Mr Vallelly says technology has allowed a small school to plug into the wider world. Every classroom has an ISDN connection and there is a school e-board where pupils and staff can access information. Mr Vallelly’s not a techie, but he says he’s keen to use technology if it allows schools to do what they otherwise couldn’t.

He’s observed how boys seem more enthusiastic about using their literacy skills on a computer keyboard than writing with pen and paper. The school also puts questions online, such as for maths, and pupils enjoy racing home after school to be the first to send an answer.

The school’s e-board is used to show examples of the pupils’ work in literacy, history, science and art.
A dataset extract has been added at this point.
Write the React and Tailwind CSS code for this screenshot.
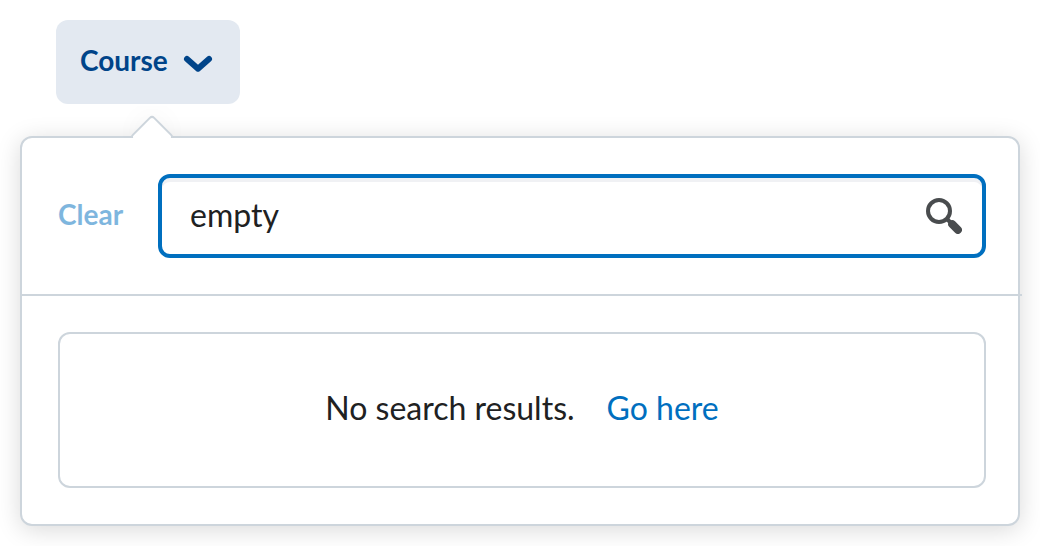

There is also desktop publishing for a school news sheet.

Teachers have hand-held computers with details of pupils and a diary, and email was used to keep in touch with other schools.

As a follow-up, Mr Vallelly has given presentations at which 65 other schools were represented and he has been invited to a Building Learning Communities conference in the US.

There has been a big leap forward: “A decade or so ago, if pupils got a go on a game about the Vikings, they were doing well,” he says.

Looking ahead, he thinks teachers could have digital CVs, perhaps on CD-Roms, which would give a clearer picture of abilities than a reference and an interview. Pupils could also have their own digital portfolio, he says, which they could take to their next school so staff could see their achievement.

“We’ve enjoyed the process. It’s good for the self-esteem of a small rural primary school to be recognised. It’s all about good ideas. If you give money to teachers with good ideas, they’ll do a good job with it,” says Mr Vallelly.

WEBSITES AND MUSEUMS

Killylea Primary School, 150 Killylea Road, County Armagh BT60 4LN www.killylea-p-s.org.uk

Its website on the famine, www.irishpotatofamine.org

is also available as a CD-Rom. Principal Mark Vallelly acknowledges ICT help from C2K which supports all schools in Northern Ireland www.c2kni.org.uk

Other schools taking part in the project were Cope Primary School, Loughall; St Patrick’s Primary School, Mayobridge; Richhill, Churchill Primary School, Caledon; and Hardy Memorial, Richhill.

In recent years many famine memorials have been built, particularly in the US and Ireland. Among the largest was the $5 million Irish Hunger Memorial in Battery Park, New York. Built in 2002, it includes a stone cottage brought from Ireland in recognition of more than 800,000 emigrants who came to New York during the famine. In 1996, teaching “mass starvation in Ireland” was made part of the New York state curriculum.

In 1994, a famine museum was opened in Ireland at Strokestown Park, County Roscommon (Tel: 00353 783 3013 www.strokestownpark.iemuseum.html) to show links between the famine and the hunger still affecting many developing countries today.

There is also a famine memorial in Liverpool, opened in 1998, in recognition of the more than one million people who arrived from Ireland during the famine. The migration was on such a scale that Ireland is said to be the only country in Europe to have a smaller population now than in 1845.